#### [Data]
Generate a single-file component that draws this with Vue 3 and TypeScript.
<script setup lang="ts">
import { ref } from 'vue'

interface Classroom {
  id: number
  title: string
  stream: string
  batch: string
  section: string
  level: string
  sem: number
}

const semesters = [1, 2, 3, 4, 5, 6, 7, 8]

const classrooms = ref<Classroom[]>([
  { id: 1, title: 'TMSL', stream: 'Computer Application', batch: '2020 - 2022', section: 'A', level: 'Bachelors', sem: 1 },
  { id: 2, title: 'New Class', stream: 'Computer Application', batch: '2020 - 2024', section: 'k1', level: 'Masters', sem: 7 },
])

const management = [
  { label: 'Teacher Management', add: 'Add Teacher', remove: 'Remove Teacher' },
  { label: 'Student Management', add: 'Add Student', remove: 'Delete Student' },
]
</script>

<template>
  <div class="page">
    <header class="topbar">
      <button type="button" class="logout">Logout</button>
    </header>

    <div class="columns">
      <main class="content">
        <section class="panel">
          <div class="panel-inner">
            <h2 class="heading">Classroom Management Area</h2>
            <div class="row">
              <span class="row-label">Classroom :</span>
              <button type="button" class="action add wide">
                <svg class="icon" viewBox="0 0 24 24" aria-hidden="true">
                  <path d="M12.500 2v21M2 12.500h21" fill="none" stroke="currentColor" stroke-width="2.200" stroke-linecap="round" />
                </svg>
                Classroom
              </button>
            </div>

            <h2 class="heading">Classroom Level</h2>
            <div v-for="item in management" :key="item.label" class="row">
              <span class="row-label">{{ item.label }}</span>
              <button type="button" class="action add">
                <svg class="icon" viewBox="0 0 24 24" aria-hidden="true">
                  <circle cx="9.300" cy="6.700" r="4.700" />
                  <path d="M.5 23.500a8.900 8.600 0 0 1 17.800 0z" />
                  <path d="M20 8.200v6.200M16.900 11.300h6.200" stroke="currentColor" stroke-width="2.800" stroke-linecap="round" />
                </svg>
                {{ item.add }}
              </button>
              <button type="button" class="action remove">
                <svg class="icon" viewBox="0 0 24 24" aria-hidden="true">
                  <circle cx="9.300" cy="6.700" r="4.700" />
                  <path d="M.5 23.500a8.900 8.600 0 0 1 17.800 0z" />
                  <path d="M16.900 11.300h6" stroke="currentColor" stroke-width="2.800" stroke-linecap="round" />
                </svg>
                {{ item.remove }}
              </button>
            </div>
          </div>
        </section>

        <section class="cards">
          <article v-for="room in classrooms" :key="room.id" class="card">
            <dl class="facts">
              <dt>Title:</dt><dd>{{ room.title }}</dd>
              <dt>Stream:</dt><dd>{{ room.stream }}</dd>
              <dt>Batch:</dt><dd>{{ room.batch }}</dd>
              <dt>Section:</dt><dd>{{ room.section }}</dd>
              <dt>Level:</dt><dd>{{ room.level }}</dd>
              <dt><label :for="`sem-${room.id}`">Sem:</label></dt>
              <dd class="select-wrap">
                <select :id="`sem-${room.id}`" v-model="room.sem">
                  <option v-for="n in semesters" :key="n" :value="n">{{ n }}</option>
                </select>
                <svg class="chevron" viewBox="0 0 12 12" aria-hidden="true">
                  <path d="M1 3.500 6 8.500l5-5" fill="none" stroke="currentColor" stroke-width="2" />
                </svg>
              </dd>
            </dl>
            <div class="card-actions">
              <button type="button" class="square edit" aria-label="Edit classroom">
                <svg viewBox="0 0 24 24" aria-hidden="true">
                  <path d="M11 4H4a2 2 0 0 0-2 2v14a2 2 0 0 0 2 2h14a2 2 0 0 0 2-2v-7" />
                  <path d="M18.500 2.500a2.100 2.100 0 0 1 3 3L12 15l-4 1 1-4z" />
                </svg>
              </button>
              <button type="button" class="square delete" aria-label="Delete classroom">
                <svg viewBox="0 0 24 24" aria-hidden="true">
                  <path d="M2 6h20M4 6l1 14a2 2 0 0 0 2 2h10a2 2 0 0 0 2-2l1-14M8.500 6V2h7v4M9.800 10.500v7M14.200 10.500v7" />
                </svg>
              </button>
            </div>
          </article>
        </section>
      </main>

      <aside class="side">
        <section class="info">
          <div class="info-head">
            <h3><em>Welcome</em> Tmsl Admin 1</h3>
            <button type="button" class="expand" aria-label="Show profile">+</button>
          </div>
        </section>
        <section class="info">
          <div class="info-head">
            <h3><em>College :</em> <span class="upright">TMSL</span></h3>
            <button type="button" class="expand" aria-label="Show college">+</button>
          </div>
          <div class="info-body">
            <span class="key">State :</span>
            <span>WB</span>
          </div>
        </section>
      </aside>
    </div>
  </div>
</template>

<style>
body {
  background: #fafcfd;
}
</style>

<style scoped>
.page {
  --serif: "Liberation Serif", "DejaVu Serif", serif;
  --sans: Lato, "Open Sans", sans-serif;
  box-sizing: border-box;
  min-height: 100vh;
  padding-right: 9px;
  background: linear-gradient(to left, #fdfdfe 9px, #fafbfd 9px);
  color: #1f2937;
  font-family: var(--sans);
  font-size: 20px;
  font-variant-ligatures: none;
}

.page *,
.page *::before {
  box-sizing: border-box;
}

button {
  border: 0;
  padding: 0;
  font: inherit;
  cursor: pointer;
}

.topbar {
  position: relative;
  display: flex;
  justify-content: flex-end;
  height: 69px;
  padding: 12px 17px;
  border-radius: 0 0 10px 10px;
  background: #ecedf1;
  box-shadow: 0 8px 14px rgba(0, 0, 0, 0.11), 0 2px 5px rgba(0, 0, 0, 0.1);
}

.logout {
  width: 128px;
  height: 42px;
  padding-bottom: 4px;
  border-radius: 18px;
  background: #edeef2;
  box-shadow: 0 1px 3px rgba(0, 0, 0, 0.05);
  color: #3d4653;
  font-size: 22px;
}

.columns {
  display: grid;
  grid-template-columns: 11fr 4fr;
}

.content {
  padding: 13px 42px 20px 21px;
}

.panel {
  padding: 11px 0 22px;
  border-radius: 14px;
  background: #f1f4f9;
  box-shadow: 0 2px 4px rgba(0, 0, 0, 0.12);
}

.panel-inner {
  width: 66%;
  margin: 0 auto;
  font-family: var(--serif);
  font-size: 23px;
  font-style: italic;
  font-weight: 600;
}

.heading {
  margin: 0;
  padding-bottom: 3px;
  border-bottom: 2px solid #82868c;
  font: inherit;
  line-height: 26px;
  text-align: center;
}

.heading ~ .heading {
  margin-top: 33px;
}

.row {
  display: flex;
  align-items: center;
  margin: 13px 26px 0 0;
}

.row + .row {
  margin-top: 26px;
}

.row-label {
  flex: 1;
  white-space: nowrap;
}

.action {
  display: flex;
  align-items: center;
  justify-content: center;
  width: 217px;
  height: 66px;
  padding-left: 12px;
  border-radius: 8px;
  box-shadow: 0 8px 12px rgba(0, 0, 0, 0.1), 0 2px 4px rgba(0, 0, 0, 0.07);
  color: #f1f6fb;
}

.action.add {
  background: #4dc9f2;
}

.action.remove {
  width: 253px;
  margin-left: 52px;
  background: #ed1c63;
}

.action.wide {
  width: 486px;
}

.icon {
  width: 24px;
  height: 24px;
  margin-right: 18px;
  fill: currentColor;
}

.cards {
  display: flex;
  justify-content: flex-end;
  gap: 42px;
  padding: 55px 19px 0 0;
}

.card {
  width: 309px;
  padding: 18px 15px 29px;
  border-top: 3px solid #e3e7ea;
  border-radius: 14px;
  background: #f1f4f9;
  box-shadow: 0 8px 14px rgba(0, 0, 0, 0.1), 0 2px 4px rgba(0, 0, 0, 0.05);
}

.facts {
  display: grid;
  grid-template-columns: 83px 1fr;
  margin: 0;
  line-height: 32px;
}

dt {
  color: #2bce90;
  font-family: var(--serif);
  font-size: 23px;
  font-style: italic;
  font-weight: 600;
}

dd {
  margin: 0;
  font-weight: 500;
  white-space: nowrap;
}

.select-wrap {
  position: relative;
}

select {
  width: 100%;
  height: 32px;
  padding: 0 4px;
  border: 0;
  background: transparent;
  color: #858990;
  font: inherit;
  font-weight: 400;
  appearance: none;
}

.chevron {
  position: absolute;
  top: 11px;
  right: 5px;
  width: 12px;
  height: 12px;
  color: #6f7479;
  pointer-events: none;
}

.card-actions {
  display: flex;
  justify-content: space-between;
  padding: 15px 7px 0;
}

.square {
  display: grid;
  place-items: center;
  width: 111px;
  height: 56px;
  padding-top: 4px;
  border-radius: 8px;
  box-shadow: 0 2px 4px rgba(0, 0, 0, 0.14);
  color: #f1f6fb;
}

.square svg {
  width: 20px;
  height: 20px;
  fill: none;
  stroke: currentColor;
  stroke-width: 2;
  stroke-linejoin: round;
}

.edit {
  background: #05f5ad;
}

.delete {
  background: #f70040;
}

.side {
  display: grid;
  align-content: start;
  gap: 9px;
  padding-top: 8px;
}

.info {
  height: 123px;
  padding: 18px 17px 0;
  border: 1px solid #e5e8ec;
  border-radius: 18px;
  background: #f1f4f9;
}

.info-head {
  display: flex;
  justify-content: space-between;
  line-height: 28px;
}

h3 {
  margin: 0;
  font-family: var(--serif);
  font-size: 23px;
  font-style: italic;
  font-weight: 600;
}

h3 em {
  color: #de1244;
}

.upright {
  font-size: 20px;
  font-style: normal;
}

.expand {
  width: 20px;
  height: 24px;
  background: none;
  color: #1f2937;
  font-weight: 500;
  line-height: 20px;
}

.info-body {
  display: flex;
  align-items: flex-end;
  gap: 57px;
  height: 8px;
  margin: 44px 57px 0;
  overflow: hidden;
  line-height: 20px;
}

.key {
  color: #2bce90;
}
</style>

==

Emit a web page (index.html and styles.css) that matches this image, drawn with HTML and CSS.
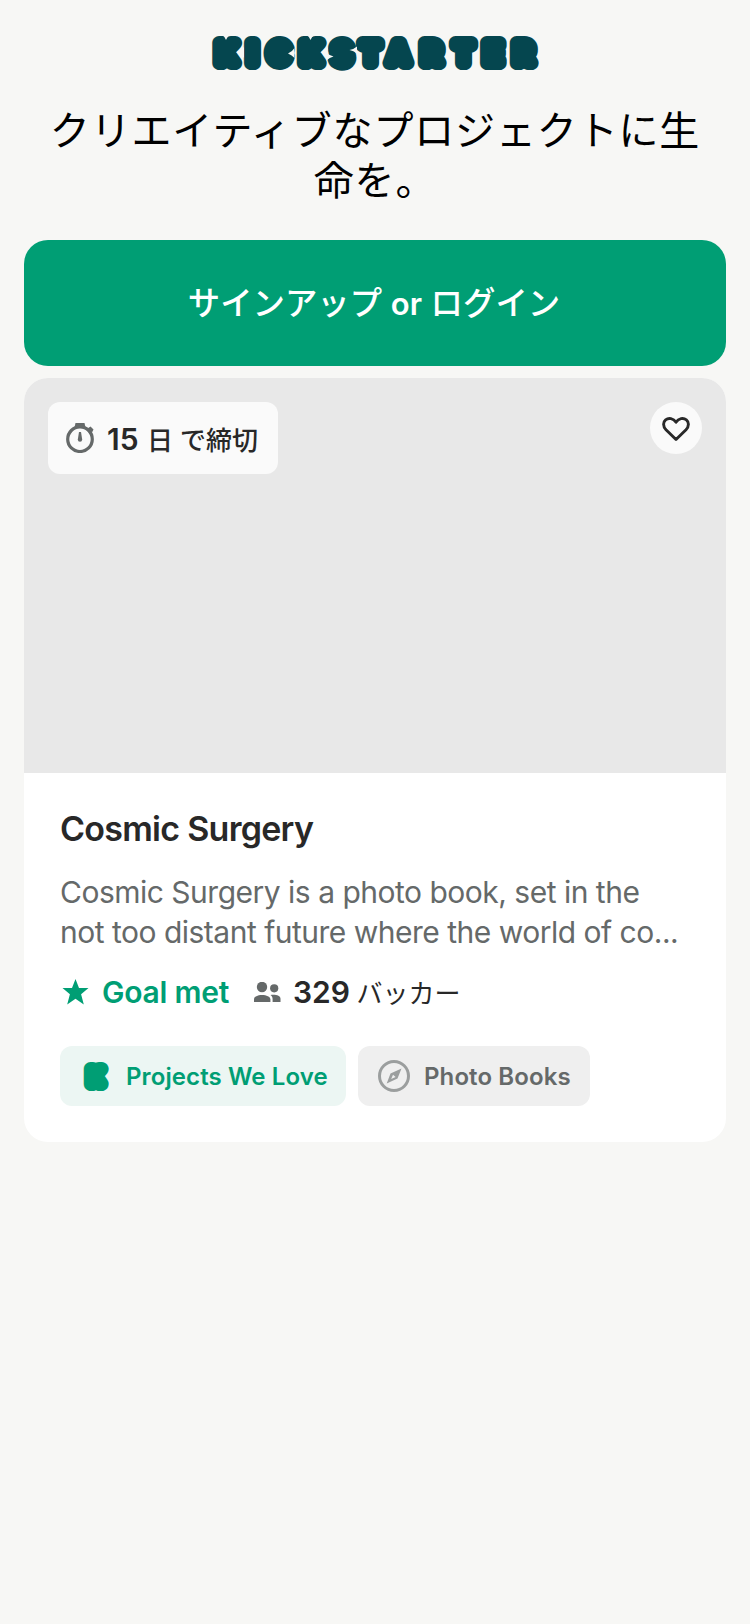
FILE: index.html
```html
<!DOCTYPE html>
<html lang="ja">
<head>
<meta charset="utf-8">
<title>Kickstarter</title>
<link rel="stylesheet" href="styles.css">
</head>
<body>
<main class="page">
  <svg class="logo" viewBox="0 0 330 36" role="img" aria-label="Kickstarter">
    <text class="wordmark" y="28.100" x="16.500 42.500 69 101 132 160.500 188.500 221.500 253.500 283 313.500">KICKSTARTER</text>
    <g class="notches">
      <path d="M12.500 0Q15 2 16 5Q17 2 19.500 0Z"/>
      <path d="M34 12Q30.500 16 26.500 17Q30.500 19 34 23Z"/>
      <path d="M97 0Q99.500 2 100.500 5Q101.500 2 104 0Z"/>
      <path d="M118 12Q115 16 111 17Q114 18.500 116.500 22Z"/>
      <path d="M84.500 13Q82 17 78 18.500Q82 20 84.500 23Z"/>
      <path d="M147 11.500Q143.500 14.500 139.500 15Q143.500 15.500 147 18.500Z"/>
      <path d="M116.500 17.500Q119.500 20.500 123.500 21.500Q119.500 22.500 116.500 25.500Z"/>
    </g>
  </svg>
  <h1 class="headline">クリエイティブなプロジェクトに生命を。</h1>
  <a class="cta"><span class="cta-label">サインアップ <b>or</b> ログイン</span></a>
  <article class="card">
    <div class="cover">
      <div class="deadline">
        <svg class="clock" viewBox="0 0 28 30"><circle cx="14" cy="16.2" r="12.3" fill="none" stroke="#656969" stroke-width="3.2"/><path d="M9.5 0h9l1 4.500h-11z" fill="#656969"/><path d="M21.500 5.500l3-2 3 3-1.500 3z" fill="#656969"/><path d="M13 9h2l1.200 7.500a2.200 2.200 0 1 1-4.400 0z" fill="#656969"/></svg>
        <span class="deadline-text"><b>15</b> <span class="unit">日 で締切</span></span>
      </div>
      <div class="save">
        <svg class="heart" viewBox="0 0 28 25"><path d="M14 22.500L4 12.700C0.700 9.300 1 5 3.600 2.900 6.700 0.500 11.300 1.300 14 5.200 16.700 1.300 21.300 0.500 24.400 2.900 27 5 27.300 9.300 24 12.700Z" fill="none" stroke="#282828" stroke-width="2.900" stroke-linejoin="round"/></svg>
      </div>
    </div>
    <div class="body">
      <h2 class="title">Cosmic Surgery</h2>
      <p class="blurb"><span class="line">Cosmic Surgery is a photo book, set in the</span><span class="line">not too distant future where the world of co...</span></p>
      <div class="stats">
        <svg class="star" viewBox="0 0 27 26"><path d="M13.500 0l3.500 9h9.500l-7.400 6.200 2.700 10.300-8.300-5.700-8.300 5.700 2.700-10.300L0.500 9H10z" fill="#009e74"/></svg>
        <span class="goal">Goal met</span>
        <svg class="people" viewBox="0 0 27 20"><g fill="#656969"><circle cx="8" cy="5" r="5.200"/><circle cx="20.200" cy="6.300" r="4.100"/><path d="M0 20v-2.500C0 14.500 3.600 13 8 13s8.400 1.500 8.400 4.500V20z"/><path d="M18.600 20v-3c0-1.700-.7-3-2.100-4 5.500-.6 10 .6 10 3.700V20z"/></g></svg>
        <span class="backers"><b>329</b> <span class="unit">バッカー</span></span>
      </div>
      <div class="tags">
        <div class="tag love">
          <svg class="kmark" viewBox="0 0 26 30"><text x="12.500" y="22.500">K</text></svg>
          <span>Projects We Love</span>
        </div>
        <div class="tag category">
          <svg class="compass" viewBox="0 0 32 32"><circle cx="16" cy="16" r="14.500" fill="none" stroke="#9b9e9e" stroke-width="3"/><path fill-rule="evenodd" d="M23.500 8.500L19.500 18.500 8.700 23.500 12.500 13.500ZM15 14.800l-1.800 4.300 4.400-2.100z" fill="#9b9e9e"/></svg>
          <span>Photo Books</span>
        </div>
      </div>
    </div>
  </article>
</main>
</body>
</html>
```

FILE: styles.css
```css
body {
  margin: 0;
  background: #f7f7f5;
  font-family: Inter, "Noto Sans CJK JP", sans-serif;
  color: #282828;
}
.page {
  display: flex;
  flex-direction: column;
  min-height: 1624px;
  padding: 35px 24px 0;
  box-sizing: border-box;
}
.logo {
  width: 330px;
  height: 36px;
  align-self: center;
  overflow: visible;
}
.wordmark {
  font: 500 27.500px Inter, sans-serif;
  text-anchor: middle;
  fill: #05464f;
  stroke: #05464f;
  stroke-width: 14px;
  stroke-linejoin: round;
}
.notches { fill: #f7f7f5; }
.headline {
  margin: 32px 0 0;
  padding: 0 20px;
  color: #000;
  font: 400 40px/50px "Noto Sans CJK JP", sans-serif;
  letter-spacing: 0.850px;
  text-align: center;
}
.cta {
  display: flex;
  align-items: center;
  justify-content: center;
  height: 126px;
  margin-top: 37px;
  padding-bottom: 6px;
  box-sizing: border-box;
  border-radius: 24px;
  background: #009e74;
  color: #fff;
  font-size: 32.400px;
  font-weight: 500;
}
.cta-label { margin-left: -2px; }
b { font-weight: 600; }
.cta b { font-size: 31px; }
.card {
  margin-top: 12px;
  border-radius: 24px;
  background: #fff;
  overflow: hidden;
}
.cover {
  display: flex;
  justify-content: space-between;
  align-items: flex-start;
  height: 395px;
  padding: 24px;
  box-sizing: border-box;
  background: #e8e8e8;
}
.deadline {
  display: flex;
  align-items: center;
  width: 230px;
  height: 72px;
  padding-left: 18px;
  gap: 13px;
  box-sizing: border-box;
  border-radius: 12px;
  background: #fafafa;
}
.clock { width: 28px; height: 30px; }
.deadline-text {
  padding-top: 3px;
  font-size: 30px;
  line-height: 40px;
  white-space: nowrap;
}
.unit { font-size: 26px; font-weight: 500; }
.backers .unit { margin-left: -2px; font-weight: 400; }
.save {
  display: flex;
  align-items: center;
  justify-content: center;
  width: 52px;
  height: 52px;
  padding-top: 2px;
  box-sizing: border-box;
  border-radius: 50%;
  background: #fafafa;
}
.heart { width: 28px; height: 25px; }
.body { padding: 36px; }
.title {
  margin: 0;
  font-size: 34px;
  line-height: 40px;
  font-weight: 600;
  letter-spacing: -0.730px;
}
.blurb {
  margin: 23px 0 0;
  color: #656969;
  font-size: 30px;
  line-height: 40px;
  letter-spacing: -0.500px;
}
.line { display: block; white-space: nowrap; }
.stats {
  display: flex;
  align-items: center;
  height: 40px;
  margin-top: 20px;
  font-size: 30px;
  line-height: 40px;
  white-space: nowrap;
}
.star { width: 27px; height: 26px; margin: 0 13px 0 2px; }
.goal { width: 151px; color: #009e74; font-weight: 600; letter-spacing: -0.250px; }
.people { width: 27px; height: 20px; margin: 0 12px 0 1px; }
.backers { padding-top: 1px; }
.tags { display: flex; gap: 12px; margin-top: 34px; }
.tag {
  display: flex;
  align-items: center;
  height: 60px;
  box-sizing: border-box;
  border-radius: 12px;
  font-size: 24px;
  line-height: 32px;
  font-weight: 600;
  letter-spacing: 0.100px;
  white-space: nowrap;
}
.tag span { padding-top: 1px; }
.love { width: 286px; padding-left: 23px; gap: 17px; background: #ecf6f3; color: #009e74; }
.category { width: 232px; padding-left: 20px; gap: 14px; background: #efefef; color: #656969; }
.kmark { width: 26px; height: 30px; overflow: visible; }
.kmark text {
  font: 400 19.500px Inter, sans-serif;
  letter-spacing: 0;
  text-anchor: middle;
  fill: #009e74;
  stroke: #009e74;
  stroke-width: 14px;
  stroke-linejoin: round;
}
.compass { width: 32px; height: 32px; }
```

#### [Exercise]
Extract each line from the entries above that contains the string "styles".

#### [Full output]
Emit a web page (index.html and styles.css) that matches this image, drawn with HTML and CSS.
<link rel="stylesheet" href="styles.css">
FILE: styles.css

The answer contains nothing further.